Anstatt Stopp-Schilder ein Vorfahrts-Schild

Predigt zum 30. Sonntag im Jahreskreis (Mt 22,34-40)

Das 22. Kapitel im Matthäusevangelium ist ein interessantes Kapitel. Da treten die Gegner Jesu der Reihe nach auf den Plan und wollen ihn durch Fragen in die Zwickmühle nehmen und fertig machen. Am letzten Sonntag haben wir gehört, da kamen die Herodianer, die romfreundliche Partei, und wollten ihn mit der Frage: „Ist es erlaubt dem Kaiser Steuern zu zahlen oder nicht?“ in die Enge treiben. Und Jesus zieht sich mit seiner knalligen Antwort: „Gebt dem Kaiser, was dem Kaiser gehört und Gott was Gott gehört!“ aus der Zwickmühle.

Danach kommen die Sadduzäer mit ihrem Spezialgebiet zu Jesus. Sie halten nichts von einem Auferstehungsglauben und wollen Jesus mit dem konstruierten Beispiel, wie einem Mann sieben Frauen wegsterben und ihrer süffisanten Frage: „Na, welche der sieben gehört denn nach der Auferstehung dann dem Mann?“ lächerlich machen. Wiederum nimmt Jesus mit einem Satz den Gegnern den Wind aus den Segeln: Ihr habt eine falsche Jenseitsvorstellung. Im Himmel, da wird nicht mehr geheiratet!
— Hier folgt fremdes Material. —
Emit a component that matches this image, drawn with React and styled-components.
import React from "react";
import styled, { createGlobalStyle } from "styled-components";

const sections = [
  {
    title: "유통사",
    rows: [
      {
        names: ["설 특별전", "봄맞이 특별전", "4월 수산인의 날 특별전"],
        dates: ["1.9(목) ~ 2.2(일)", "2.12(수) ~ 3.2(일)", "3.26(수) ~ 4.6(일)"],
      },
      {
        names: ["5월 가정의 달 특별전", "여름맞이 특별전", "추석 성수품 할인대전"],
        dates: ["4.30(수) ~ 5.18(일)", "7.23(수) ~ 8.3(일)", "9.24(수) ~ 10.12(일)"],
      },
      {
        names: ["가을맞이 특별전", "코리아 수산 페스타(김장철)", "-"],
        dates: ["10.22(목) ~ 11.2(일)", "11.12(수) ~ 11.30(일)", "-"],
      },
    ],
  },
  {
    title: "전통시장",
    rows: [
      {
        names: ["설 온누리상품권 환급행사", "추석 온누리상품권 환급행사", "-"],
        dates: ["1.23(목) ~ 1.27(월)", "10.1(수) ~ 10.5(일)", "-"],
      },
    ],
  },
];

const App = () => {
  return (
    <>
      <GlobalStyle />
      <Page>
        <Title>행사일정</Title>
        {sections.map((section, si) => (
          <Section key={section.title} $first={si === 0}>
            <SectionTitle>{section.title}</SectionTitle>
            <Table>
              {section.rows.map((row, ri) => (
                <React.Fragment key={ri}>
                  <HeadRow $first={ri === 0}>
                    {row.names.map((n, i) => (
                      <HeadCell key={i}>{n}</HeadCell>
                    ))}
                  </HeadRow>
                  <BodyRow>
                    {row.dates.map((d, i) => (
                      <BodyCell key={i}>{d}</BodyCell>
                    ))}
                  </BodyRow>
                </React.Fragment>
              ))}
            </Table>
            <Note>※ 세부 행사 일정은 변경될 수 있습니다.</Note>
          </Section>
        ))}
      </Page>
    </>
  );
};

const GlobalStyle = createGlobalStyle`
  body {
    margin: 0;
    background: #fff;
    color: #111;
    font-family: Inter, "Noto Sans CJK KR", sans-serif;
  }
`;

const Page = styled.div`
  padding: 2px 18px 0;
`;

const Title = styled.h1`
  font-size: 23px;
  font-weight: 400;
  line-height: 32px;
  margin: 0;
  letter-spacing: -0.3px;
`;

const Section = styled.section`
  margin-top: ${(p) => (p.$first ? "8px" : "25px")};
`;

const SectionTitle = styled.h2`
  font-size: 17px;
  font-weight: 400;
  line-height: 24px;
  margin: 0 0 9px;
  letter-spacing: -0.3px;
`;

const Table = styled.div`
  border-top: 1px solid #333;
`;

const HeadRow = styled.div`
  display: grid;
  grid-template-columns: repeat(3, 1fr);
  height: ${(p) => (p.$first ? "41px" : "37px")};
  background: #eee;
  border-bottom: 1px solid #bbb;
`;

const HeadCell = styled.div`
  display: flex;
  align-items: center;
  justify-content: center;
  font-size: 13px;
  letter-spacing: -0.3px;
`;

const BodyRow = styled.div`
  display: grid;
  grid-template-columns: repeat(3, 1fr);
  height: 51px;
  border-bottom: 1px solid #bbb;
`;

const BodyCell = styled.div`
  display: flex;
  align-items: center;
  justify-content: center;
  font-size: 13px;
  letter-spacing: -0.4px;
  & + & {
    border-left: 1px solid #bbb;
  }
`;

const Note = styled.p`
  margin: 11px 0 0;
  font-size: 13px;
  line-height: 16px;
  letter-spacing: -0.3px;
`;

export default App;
Und heute heißt es im Evangelium: „Als die Pharisäer hörten, dass Jesus die Sadduzäer zum Schweigen gebracht hatte, kamen sie bei ihm zusammen.“ Auch sie kommen mit ihrem Spezialgebiet. Da fühlen sie sich unschlagbar, in der Gesetzesauslegung. Mit 613 Geboten und Verboten haben sie, wie sie es nennen, einen „Zaun um das Gesetz“ gelegt. Klare Entscheidungskriterien wollten sie damit dem Volk an die Hand geben. Sie wollen Jesus mit der Frage testen: „Meister, welches Gebot im Gesetz ist das wichtigste?“ Und wiederum gibt Jesus eine Antwort, die sie nicht erwartet haben: „Du sollst den Herrn, deinen Gott lieben mit ganzem Herzen, mit ganzer Seele und mit all deinen Gedanken. Das ist das wichtigste und erste Gebot. Ebenso wichtig ist das zweite: Du sollst deinen Nächsten lieben wie dich selbst!“

Spüren Sie hinter dieser Antwort Jesu die eigentliche Stoßrichtung?
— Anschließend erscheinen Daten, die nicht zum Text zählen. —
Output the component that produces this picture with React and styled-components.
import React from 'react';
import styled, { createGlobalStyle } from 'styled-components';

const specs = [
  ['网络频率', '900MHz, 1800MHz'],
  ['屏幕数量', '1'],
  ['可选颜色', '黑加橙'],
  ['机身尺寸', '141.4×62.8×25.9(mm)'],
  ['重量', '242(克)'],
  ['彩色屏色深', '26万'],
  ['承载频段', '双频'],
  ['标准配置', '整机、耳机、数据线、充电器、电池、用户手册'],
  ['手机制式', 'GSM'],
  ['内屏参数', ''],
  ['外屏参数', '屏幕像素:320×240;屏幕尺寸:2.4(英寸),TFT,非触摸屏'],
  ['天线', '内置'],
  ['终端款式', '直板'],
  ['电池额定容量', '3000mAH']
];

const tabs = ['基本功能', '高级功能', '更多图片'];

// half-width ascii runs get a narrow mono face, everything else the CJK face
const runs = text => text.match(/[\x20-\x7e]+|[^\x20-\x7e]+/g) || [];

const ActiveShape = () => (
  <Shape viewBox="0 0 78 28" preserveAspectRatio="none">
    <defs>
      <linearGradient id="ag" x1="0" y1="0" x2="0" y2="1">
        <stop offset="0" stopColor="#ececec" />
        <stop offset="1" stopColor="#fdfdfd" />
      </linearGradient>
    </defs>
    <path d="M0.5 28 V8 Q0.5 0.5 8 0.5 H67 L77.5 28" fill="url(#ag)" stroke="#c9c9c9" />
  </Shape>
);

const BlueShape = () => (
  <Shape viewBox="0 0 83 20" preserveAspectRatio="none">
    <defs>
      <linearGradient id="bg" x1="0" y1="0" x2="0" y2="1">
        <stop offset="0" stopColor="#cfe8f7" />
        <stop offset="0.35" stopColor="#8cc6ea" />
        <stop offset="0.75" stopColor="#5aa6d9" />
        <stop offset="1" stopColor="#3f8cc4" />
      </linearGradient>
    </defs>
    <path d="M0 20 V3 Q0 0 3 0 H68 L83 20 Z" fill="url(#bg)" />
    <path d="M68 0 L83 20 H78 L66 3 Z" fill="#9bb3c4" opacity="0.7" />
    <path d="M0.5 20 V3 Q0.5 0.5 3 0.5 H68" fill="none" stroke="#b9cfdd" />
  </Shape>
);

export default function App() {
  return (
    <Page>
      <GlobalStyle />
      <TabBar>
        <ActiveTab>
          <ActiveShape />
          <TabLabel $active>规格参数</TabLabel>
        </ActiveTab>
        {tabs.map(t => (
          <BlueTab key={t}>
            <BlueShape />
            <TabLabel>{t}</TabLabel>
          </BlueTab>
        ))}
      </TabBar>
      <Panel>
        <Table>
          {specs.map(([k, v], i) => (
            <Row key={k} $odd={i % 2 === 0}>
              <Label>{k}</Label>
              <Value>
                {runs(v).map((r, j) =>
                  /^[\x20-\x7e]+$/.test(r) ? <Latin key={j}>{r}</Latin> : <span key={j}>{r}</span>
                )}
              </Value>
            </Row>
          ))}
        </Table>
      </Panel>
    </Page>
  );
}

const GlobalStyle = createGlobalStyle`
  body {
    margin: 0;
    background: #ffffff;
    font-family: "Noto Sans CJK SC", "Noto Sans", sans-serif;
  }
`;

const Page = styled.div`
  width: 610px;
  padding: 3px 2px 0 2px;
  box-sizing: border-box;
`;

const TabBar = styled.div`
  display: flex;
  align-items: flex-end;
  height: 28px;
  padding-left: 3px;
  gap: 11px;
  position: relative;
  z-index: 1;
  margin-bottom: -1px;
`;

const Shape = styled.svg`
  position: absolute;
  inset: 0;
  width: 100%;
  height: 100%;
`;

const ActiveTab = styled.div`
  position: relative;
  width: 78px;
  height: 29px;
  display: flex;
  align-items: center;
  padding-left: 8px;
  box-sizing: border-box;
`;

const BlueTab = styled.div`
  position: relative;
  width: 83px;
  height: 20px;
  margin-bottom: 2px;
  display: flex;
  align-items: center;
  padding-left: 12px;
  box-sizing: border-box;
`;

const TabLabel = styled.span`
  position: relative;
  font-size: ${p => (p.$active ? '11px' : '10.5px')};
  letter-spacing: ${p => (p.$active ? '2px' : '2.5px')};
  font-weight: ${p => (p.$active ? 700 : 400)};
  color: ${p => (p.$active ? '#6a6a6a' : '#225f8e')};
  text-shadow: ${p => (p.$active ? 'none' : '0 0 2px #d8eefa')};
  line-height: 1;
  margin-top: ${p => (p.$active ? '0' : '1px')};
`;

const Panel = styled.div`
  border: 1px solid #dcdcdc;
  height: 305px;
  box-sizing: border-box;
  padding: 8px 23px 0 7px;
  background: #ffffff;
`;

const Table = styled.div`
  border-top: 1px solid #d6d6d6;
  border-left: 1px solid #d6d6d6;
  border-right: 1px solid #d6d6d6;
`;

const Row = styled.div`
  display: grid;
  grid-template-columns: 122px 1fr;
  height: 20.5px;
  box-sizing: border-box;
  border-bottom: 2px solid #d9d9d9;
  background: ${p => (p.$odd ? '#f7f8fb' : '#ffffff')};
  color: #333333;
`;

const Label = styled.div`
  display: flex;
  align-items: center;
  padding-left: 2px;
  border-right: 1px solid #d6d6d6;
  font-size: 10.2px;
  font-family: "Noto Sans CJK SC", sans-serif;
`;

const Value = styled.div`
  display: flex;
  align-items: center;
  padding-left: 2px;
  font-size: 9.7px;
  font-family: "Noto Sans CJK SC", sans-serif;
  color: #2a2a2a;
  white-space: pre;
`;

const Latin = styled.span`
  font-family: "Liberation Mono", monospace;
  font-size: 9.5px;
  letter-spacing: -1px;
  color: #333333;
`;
So wie die Pharisäer nähern sich viele Menschen der Religion und der Kirche. Sie sehen in ihr einen Ort, der klipp und klar Grenzen aufzeigt, der eindeutig sagt: „Das ist erlaubt und das ist verboten!“ Kein Wunder, dass ein Kritiker deswegen einmal sehr bissig sagte: „Religion ist das, was man nicht tun darf, was eigentlich Spaß macht.“ Aus diesem Denken bricht Jesus mit seiner Antwort aus. Er will keine roten Stoppschilder aufbauen, sondern ein Vorfahrtsschild zu einem gelingenden und verantwortungsbewussten Handeln. Er will weg von einer erhobenen Zeigefinger-Mentalität „Das darfst du und das darfst du nicht!“ Jesus will aufzeigen: Religion ist weit mehr als sich hinter Vorschriften verstecken. Er will einen Horizont aufzeichnen, unter dem ein Mensch sich ständig neu und verantwortlich zu entscheiden hat. Und dieser Horizont ist eine bejahende Lebenseinstellung zu Gott, zum Mitmenschen und zu sich selbst. Und dies verlangt einen weitaus reiferen Menschen als den, der nur ängstlich auf Verbote schielt.

Wie konkret ein Leben im Horizont der Gottes-, der Nächsten- und Eigenliebe konkret ausschauen kann, das hat für mich Aurelius Augustinus einmal meisterhaft in die Worte gebracht:

Ein für allemal soll dir dies den Weg weisen:
Liebe - und dann tu, was du willst.
Wenn du schweigst, schweige aus Liebe.
Wenn du sprichst, sprich aus Liebe.
Wenn du ermahnst, mahne aus Liebe.
Wenn du verzeihst, verzeihe aus Liebe.
In der Tiefe deines Herzens
trage die Wurzel der Liebe.
Aus dieser Wurzel kann nur Gutes hervorgehen.